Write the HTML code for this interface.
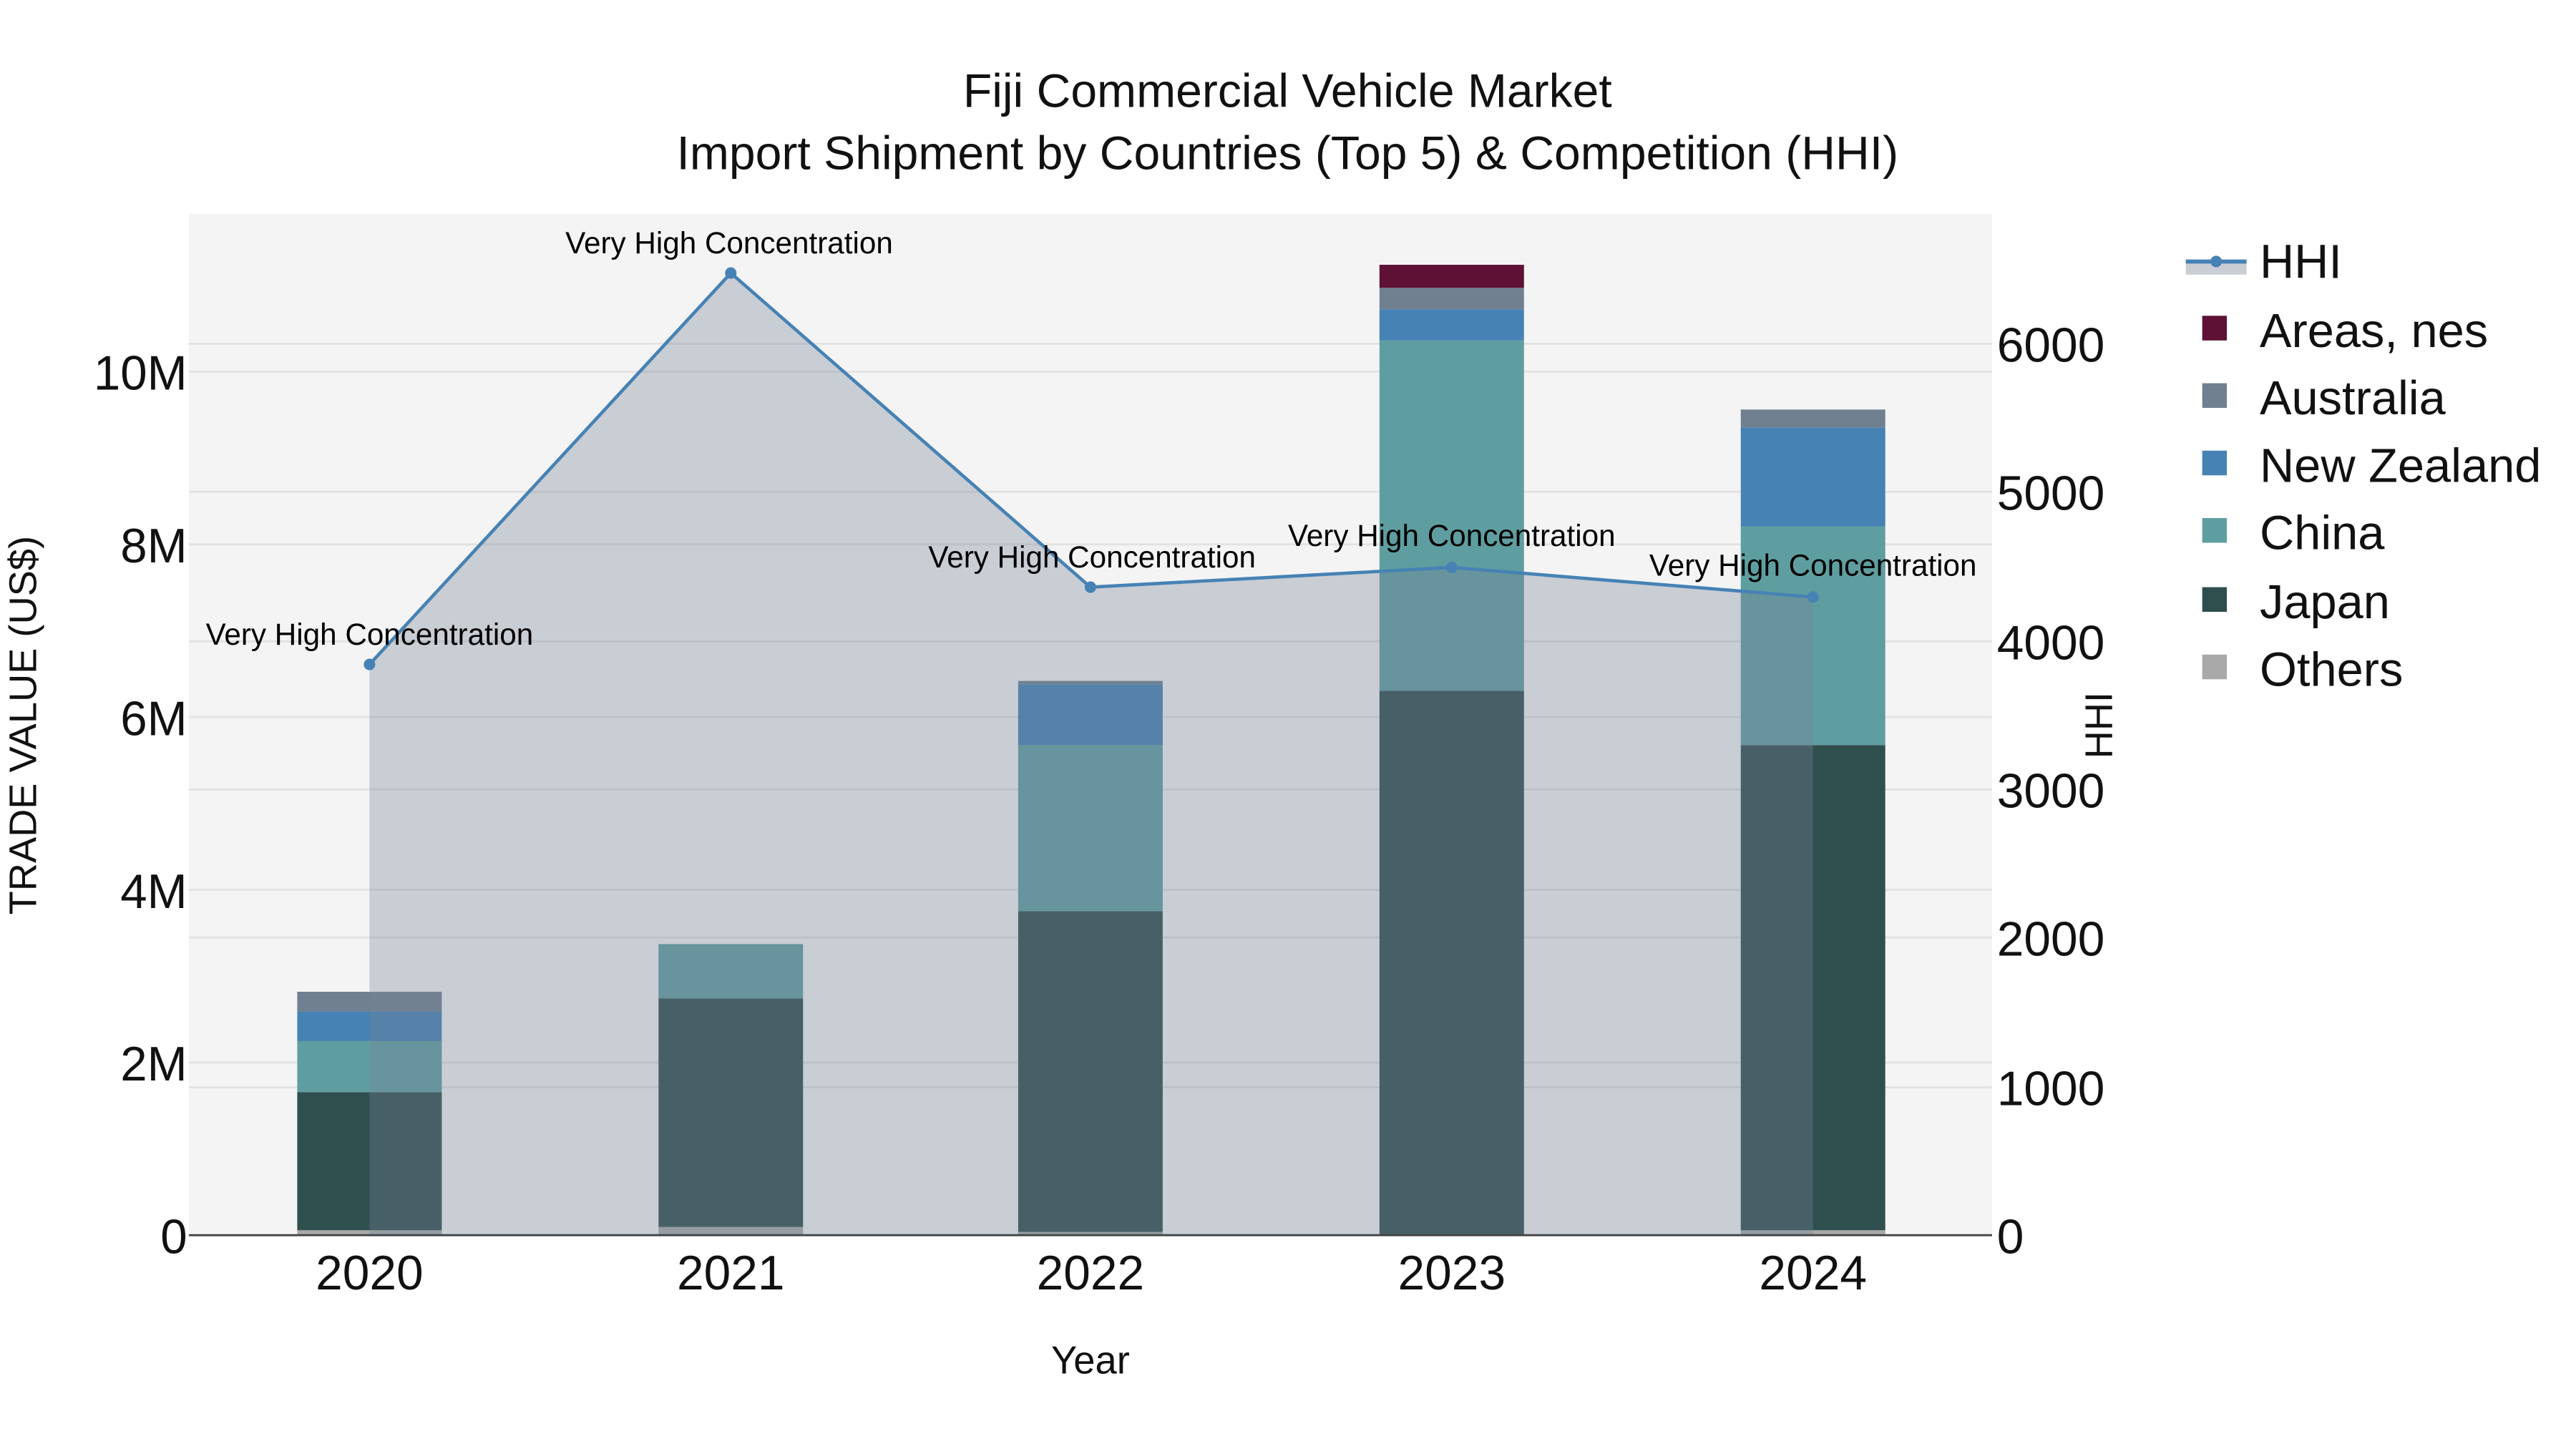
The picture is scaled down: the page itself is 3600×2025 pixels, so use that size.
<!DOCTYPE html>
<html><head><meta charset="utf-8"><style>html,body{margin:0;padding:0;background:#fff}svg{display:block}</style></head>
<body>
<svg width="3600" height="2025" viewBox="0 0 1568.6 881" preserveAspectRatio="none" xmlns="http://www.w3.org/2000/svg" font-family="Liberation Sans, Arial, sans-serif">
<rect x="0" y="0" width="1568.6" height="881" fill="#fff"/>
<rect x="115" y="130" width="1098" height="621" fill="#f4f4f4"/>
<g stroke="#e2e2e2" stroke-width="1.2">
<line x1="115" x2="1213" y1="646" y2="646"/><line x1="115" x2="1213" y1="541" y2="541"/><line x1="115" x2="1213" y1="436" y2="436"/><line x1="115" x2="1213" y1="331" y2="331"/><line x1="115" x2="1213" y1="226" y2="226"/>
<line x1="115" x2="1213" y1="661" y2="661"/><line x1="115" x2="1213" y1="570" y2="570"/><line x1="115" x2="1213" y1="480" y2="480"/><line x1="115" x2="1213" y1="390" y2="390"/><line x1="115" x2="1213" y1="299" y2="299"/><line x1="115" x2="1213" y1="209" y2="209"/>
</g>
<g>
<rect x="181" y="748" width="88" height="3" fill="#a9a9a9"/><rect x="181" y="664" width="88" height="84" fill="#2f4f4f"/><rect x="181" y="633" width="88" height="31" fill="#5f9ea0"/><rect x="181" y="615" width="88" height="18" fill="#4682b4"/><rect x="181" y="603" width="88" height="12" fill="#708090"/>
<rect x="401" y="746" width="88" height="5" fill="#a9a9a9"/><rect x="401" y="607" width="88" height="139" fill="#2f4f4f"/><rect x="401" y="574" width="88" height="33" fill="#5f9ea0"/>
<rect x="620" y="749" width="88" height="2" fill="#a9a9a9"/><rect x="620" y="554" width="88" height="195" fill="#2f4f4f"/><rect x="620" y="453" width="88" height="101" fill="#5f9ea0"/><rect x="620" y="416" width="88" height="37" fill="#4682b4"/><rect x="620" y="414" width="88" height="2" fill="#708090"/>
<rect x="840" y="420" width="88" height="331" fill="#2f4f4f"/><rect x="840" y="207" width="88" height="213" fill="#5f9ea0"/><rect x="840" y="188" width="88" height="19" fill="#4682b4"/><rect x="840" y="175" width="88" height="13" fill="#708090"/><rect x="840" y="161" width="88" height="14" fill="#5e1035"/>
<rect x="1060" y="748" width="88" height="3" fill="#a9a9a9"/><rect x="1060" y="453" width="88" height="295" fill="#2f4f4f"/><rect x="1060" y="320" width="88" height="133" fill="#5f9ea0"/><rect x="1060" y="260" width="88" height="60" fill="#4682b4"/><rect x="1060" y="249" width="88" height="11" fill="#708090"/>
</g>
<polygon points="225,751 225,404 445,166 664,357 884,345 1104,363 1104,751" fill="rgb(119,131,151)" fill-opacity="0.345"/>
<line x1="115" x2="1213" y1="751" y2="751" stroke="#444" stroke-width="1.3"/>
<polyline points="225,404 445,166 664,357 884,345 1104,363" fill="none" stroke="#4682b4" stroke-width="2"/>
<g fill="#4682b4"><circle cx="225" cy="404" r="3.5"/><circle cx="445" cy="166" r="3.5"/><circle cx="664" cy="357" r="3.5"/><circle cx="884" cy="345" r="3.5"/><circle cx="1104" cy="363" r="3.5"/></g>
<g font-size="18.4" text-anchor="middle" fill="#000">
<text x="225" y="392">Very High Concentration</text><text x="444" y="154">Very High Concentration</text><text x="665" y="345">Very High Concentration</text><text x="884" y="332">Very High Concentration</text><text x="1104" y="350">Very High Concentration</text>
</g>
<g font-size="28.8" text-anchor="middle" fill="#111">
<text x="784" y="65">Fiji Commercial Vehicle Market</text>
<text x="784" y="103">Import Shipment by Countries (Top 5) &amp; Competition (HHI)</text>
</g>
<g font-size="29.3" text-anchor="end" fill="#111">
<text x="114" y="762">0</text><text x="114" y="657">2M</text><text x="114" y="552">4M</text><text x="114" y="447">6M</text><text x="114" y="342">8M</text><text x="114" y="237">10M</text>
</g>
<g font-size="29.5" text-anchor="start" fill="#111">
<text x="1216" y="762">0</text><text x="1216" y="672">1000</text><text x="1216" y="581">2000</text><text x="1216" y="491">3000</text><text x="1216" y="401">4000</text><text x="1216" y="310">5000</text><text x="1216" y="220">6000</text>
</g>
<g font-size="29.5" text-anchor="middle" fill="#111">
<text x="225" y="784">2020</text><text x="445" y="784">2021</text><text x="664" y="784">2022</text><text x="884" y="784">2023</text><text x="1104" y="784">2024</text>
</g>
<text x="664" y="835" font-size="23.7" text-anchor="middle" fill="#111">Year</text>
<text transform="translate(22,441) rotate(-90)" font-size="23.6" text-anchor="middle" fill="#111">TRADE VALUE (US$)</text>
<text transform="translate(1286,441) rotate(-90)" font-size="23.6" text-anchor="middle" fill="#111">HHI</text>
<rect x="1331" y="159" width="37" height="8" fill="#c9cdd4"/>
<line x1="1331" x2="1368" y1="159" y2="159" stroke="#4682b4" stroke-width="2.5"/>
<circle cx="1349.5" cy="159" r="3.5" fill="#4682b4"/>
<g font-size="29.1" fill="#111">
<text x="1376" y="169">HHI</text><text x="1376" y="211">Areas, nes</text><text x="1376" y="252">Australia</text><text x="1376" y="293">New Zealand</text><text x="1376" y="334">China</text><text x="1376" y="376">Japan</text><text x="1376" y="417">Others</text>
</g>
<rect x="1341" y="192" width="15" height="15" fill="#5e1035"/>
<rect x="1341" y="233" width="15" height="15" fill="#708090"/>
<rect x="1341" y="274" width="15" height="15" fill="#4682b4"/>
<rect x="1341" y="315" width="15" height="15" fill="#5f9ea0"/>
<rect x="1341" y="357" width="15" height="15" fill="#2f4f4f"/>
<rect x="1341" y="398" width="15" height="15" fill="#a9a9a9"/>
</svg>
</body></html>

**DIRECTION:** Repeat the data in full and exactly. Omit pictures.

**FINAL RESULT:**
Write the HTML code for this interface.
The picture is scaled down: the page itself is 3600×2025 pixels, so use that size.
<!DOCTYPE html>
<html><head><meta charset="utf-8"><style>html,body{margin:0;padding:0;background:#fff}svg{display:block}</style></head>
<body>
<svg width="3600" height="2025" viewBox="0 0 1568.6 881" preserveAspectRatio="none" xmlns="http://www.w3.org/2000/svg" font-family="Liberation Sans, Arial, sans-serif">
<rect x="0" y="0" width="1568.6" height="881" fill="#fff"/>
<rect x="115" y="130" width="1098" height="621" fill="#f4f4f4"/>
<g stroke="#e2e2e2" stroke-width="1.2">
<line x1="115" x2="1213" y1="646" y2="646"/><line x1="115" x2="1213" y1="541" y2="541"/><line x1="115" x2="1213" y1="436" y2="436"/><line x1="115" x2="1213" y1="331" y2="331"/><line x1="115" x2="1213" y1="226" y2="226"/>
<line x1="115" x2="1213" y1="661" y2="661"/><line x1="115" x2="1213" y1="570" y2="570"/><line x1="115" x2="1213" y1="480" y2="480"/><line x1="115" x2="1213" y1="390" y2="390"/><line x1="115" x2="1213" y1="299" y2="299"/><line x1="115" x2="1213" y1="209" y2="209"/>
</g>
<g>
<rect x="181" y="748" width="88" height="3" fill="#a9a9a9"/><rect x="181" y="664" width="88" height="84" fill="#2f4f4f"/><rect x="181" y="633" width="88" height="31" fill="#5f9ea0"/><rect x="181" y="615" width="88" height="18" fill="#4682b4"/><rect x="181" y="603" width="88" height="12" fill="#708090"/>
<rect x="401" y="746" width="88" height="5" fill="#a9a9a9"/><rect x="401" y="607" width="88" height="139" fill="#2f4f4f"/><rect x="401" y="574" width="88" height="33" fill="#5f9ea0"/>
<rect x="620" y="749" width="88" height="2" fill="#a9a9a9"/><rect x="620" y="554" width="88" height="195" fill="#2f4f4f"/><rect x="620" y="453" width="88" height="101" fill="#5f9ea0"/><rect x="620" y="416" width="88" height="37" fill="#4682b4"/><rect x="620" y="414" width="88" height="2" fill="#708090"/>
<rect x="840" y="420" width="88" height="331" fill="#2f4f4f"/><rect x="840" y="207" width="88" height="213" fill="#5f9ea0"/><rect x="840" y="188" width="88" height="19" fill="#4682b4"/><rect x="840" y="175" width="88" height="13" fill="#708090"/><rect x="840" y="161" width="88" height="14" fill="#5e1035"/>
<rect x="1060" y="748" width="88" height="3" fill="#a9a9a9"/><rect x="1060" y="453" width="88" height="295" fill="#2f4f4f"/><rect x="1060" y="320" width="88" height="133" fill="#5f9ea0"/><rect x="1060" y="260" width="88" height="60" fill="#4682b4"/><rect x="1060" y="249" width="88" height="11" fill="#708090"/>
</g>
<polygon points="225,751 225,404 445,166 664,357 884,345 1104,363 1104,751" fill="rgb(119,131,151)" fill-opacity="0.345"/>
<line x1="115" x2="1213" y1="751" y2="751" stroke="#444" stroke-width="1.3"/>
<polyline points="225,404 445,166 664,357 884,345 1104,363" fill="none" stroke="#4682b4" stroke-width="2"/>
<g fill="#4682b4"><circle cx="225" cy="404" r="3.5"/><circle cx="445" cy="166" r="3.5"/><circle cx="664" cy="357" r="3.5"/><circle cx="884" cy="345" r="3.5"/><circle cx="1104" cy="363" r="3.5"/></g>
<g font-size="18.4" text-anchor="middle" fill="#000">
<text x="225" y="392">Very High Concentration</text><text x="444" y="154">Very High Concentration</text><text x="665" y="345">Very High Concentration</text><text x="884" y="332">Very High Concentration</text><text x="1104" y="350">Very High Concentration</text>
</g>
<g font-size="28.8" text-anchor="middle" fill="#111">
<text x="784" y="65">Fiji Commercial Vehicle Market</text>
<text x="784" y="103">Import Shipment by Countries (Top 5) &amp; Competition (HHI)</text>
</g>
<g font-size="29.3" text-anchor="end" fill="#111">
<text x="114" y="762">0</text><text x="114" y="657">2M</text><text x="114" y="552">4M</text><text x="114" y="447">6M</text><text x="114" y="342">8M</text><text x="114" y="237">10M</text>
</g>
<g font-size="29.5" text-anchor="start" fill="#111">
<text x="1216" y="762">0</text><text x="1216" y="672">1000</text><text x="1216" y="581">2000</text><text x="1216" y="491">3000</text><text x="1216" y="401">4000</text><text x="1216" y="310">5000</text><text x="1216" y="220">6000</text>
</g>
<g font-size="29.5" text-anchor="middle" fill="#111">
<text x="225" y="784">2020</text><text x="445" y="784">2021</text><text x="664" y="784">2022</text><text x="884" y="784">2023</text><text x="1104" y="784">2024</text>
</g>
<text x="664" y="835" font-size="23.7" text-anchor="middle" fill="#111">Year</text>
<text transform="translate(22,441) rotate(-90)" font-size="23.6" text-anchor="middle" fill="#111">TRADE VALUE (US$)</text>
<text transform="translate(1286,441) rotate(-90)" font-size="23.6" text-anchor="middle" fill="#111">HHI</text>
<rect x="1331" y="159" width="37" height="8" fill="#c9cdd4"/>
<line x1="1331" x2="1368" y1="159" y2="159" stroke="#4682b4" stroke-width="2.5"/>
<circle cx="1349.5" cy="159" r="3.5" fill="#4682b4"/>
<g font-size="29.1" fill="#111">
<text x="1376" y="169">HHI</text><text x="1376" y="211">Areas, nes</text><text x="1376" y="252">Australia</text><text x="1376" y="293">New Zealand</text><text x="1376" y="334">China</text><text x="1376" y="376">Japan</text><text x="1376" y="417">Others</text>
</g>
<rect x="1341" y="192" width="15" height="15" fill="#5e1035"/>
<rect x="1341" y="233" width="15" height="15" fill="#708090"/>
<rect x="1341" y="274" width="15" height="15" fill="#4682b4"/>
<rect x="1341" y="315" width="15" height="15" fill="#5f9ea0"/>
<rect x="1341" y="357" width="15" height="15" fill="#2f4f4f"/>
<rect x="1341" y="398" width="15" height="15" fill="#a9a9a9"/>
</svg>
</body></html>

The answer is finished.